Thanks to all of my wonderful friends this year for all of their support and laughter!

Exeter Poetry Slam

As you may already know, I was fortunate enough to to-win the Exeter Poetry Slam on Sunday night, with a very talented poet by the name of Daniel Hayne. It was a dead heat in the third round so it was decided we should share the accolades. And why not? It feels great to be a co-champion, it feels like much more of a bigger story! Having said that, I am still not sure that poetry can ever be judged the same way as sport. The audience were wonderful, appreciative and intelligent, but it all depended on the dynamics at the time. If the audience were miserable, or had better tastes, or had all left their ovens on or parked on double yellow lines, then th story might have been different!

So I have spent today trying to write some new material. That’s the problem with something like this. Everyone has heard my best stuff now! After a couple of false starts with a poem about being high fived, and another poem about an architect falling for a supermarket janitor, I wrote a new piece about being friends on Facebook with Frankenstein. I am moderately happy with it!

It feels like its been one of those days in which not much has been achieved. I have a typing of typing to do and emails to send but I have been ignoring everything. Perhaps writing this blog also comes under procrastination!
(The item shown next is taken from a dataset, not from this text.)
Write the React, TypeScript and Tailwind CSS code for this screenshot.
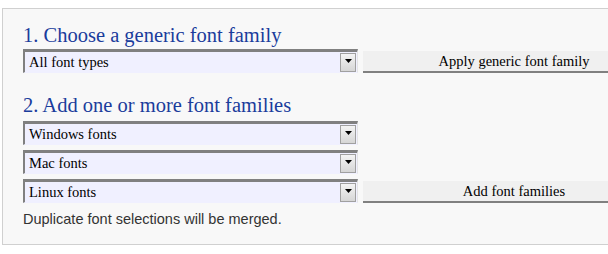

Anyway, there a two people I would like to thank for helping me win. My director, when I was in the only play I have ever been in, who first got me performing or even being brave enough to speak in public, Polly Agg-Manning, and the performance poet Chris Brooks, who likewise encouraged me in performing and helped me to navigate the world of performance poetry in all its subtlety!